Historical Development and Discovery

The initial preparation of germanium diselenide occurred during systematic investigations of binary chalcogenide systems in the 1950s, coinciding with growing interest in semiconductor materials. Early synthesis methods involved direct fusion of elements in evacuated quartz ampoules, with structural characterization emerging through powder X-ray diffraction techniques. The compound's glass-forming ability was recognized in the 1960s, leading to investigations of its optical and electrical properties in both crystalline and amorphous states. The 1970s saw detailed studies of germanium diselenide's vibrational spectra and lattice dynamics, establishing the relationship between structure and bonding in IV-VI chalcogenides. The discovery of phase-change memory effects in the 1980s propelled renewed interest in germanium diselenide as a potential data storage material.

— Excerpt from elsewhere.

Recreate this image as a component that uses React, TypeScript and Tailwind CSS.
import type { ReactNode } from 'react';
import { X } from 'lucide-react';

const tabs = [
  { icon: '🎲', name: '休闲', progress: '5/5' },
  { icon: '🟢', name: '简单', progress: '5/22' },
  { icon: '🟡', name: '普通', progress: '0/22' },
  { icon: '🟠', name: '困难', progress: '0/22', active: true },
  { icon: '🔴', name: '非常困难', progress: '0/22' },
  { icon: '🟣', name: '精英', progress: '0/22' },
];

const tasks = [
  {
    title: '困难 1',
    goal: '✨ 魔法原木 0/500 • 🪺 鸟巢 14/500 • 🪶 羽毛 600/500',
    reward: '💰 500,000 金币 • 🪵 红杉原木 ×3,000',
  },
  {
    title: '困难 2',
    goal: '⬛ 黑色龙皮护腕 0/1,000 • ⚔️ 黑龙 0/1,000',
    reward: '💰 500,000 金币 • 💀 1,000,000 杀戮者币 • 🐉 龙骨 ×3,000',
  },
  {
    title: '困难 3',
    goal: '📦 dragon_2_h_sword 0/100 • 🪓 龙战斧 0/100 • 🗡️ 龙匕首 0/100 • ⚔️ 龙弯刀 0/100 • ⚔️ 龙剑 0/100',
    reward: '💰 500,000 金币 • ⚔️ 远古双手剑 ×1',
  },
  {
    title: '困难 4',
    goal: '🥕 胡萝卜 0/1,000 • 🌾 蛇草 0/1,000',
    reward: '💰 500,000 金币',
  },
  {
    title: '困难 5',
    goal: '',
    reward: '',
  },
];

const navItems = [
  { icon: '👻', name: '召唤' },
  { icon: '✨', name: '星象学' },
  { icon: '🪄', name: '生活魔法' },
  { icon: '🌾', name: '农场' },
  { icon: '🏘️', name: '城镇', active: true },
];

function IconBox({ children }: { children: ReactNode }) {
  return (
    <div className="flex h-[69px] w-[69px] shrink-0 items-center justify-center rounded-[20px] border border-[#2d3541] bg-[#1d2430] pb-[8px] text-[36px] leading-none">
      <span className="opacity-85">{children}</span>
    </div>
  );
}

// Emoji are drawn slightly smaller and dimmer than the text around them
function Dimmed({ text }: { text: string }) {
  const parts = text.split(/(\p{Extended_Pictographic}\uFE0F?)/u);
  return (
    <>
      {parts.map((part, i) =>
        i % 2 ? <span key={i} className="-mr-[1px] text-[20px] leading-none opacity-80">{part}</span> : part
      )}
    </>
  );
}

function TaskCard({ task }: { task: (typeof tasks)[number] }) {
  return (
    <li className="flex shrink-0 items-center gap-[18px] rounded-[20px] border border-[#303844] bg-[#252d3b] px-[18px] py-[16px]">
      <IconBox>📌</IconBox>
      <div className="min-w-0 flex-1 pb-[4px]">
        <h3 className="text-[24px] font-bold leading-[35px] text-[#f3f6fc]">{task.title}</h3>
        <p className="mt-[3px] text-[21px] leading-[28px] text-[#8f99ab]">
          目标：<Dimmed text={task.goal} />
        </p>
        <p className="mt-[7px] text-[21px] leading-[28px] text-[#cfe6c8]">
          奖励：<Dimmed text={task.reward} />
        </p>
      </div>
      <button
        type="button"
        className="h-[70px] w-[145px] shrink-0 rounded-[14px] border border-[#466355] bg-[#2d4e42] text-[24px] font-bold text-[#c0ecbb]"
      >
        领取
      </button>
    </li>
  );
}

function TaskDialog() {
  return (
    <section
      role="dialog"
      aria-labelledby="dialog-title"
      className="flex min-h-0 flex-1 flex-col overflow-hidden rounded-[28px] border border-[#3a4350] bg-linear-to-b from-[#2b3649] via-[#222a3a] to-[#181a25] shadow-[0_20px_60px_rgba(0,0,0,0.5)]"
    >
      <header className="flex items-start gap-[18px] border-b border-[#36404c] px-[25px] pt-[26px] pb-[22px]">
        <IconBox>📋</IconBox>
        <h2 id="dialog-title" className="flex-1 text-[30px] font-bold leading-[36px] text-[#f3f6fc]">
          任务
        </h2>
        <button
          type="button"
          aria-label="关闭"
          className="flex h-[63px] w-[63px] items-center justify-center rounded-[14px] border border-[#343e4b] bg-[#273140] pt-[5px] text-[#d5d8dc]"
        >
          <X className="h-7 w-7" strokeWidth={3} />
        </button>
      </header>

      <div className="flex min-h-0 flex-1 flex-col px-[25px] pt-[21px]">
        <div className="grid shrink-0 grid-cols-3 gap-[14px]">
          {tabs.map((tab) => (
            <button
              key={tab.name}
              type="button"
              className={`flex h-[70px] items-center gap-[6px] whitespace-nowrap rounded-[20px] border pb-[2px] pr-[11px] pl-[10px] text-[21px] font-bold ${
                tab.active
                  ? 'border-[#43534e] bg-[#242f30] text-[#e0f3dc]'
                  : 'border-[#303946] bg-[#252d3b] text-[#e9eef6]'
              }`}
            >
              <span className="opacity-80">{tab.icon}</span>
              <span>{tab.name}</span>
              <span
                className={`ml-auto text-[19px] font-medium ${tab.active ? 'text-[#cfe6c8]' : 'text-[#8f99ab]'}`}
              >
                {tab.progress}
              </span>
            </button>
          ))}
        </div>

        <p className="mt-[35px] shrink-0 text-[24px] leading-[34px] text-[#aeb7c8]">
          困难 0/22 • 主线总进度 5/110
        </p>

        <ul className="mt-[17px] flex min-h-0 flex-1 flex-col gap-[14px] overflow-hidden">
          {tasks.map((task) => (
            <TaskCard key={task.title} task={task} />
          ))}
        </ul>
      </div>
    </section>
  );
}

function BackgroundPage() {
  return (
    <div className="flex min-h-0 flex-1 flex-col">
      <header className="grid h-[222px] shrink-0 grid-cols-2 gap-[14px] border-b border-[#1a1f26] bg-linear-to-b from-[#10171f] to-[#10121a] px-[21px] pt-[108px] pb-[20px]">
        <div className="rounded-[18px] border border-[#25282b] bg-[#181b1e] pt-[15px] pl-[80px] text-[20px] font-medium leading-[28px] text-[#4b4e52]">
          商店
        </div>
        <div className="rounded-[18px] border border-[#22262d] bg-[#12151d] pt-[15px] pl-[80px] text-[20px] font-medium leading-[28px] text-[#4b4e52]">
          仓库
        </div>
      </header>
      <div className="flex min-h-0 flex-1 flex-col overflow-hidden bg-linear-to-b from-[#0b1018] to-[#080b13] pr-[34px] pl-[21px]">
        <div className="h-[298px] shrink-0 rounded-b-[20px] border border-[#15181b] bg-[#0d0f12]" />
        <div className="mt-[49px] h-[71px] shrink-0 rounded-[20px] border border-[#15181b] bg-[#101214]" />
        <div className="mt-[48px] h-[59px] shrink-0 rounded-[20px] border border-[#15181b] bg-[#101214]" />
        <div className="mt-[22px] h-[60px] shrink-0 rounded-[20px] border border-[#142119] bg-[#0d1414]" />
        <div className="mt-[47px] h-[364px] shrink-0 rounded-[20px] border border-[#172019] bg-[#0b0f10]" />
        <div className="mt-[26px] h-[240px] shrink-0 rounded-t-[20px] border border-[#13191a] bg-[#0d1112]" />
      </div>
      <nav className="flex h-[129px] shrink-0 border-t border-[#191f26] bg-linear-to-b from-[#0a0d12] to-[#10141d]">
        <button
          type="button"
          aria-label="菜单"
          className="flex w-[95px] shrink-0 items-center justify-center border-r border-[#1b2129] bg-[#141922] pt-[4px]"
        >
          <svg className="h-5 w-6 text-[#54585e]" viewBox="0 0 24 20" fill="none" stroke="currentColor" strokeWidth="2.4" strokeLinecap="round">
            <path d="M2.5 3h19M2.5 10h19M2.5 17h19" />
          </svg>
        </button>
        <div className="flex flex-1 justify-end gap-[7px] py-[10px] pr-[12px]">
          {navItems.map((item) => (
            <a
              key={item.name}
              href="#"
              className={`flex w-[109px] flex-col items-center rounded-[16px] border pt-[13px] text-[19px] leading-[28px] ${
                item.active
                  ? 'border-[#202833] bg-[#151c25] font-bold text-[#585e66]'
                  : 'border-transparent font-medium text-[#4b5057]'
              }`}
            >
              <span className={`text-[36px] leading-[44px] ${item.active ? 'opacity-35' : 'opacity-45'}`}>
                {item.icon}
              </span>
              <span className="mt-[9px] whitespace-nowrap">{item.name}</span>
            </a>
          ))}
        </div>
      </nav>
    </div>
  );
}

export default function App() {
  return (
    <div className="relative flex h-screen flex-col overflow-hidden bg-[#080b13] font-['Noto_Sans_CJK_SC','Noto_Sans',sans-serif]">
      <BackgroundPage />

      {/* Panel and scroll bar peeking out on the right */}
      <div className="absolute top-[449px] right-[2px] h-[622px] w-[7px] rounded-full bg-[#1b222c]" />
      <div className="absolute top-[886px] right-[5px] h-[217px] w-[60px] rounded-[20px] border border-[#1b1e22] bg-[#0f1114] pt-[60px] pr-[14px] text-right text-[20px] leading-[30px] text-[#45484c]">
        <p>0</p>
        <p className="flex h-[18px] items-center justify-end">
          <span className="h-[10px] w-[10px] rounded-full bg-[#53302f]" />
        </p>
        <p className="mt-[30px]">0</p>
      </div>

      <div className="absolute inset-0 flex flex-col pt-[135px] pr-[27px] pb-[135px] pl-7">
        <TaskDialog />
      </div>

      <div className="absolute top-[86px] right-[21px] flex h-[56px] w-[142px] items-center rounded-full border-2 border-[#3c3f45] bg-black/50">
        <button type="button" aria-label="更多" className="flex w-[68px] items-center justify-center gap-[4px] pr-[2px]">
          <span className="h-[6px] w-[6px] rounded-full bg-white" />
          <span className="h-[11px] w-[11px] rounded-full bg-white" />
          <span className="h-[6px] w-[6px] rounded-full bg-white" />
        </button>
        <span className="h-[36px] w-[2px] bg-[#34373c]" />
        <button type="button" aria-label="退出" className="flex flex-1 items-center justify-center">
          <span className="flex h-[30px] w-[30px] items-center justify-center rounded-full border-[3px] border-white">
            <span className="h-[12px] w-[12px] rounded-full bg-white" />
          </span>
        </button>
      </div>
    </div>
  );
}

Recent research focuses on two-dimensional forms of the compound following the emergence of graphene and other van der Waals materials.

Conclusion

Germanium diselenide represents a chemically and physically interesting compound with diverse applications in modern technology. Its unique combination of semiconductor properties, glass-forming ability, and phase-change characteristics distinguishes it from related chalcogenides. The compound's layered structure and anisotropic properties provide opportunities for two-dimensional materials research and device applications. Current challenges include improving synthetic methods to achieve higher purity material and developing better understanding of the amorphous-crystalline transition mechanism. Future research directions likely focus on heterostructures combining germanium diselenide with other two-dimensional materials, exploration of photocatalytic properties, and development of advanced memory devices based on resistance switching phenomena. The compound continues to offer rich opportunities for fundamental materials chemistry investigations and technological applications in optoelectronics and information storage.